In April 1959, Crown Prince Akihito was presented with the first Gloria as a wedding gift. According to the article found in Japanese Wikipedia, the Gloria got its name as a tribute when the first series BLSI sedan was presented to the then Crown Prince Akihito, the future Emperor of Japan, and Princess Michiko as an anniversary gift after one year of marriage. The Prince Automotive Industry was the official vehicle supplier to the Imperial Household Agency at that time, previously known as Fuji Precision Technology. Previously, the Crown Prince was also presented with the first Prince Sedan earlier.
In February 1960 the BLSIP-2 was released. The front end was modified with quad headlights and although the grille opening remained the same, the grille itself was changed, with six thick horizontal bars replacing the 13 thin horizontal bars. The rear end was completely redesigned; the tail lights were moved low to just above the rear bumper. The tail fins were capped off with stainless steel trim that ran from one fin, down under the trunk lid opening and back up the fin on the other side. The trunk lid featured a "Prince" badge and a "Gloria" badge to the right of it. The panel between the tail lights was covered in metal trim. Side trim remained identical from the BLSIP-1. The BLSIP-2 continued to use the GB-30 engine.
In February 1961 the BLSIP-3 was released. It featured the new 94 hp (95 PS) 1.9 L GB-4 inline-four engine. The front end was changed slightly, with the "PRINCE" grille letters removed and instead a Prince badge on the left front side of the hood. The side trim and rear trim panels remained identical to the BLSIP-2.
Later in 1962, Prince introduced the second generation, "S40" Gloria. It was the first six-cylinder Prince, while also offering an updated straight-four, the 94 hp (70 kW) 1.9 L G-2. On June 1963, the first mass-produced Japanese SOHC six-cylinder engine was introduced, known as the G-7, and was installed in the new Gloria Super 6, model S41. The same engine was used in the Gloria 6 Estate and in a commercial delivery van called "Gloria 6 Wagon". This new engine produces 106 hp SAE (79 kW) at 5,400 rpm, with a new SOHC head. The Gloria has an independent suspension in front and a de Dion tube in the back.
A prototype of the second generation Gloria had many design similarities to the Chevrolet Corvair, and Hino Contessa, but the production version was completely redesigned.
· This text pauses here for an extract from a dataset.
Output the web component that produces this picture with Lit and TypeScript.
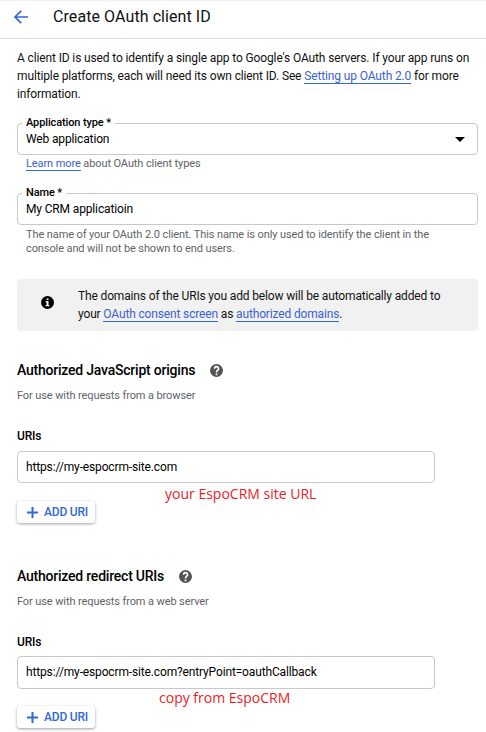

The Gloria shows some visual similarities to the 1959 Buick LeSabre, Invicta, and Electra, as evidenced in the strong character/beltline that encompasses the car, the wrap-around windshield and rear window, and the rear roof extension over the rear window. This Gloria also made it into export markets, for instance going on sale in Finland in April 1965.
Prince Gloria W40 series wagon
On October 1962 at the 9th All-Japan Auto show, the 2.5 L G-11 engine was presented, although it was not immediately installed in any car. On May 1964, the Grand Gloria S44P was released. Its introduction preceded the 1964 Summer Olympics held later in October. This vehicle included electric power windows and the 2.5 L engine. This was the first Gloria that was no longer regarded as a compact sedan under Japanese vehicle classification regulations due to the engine displacement exceeding two litres.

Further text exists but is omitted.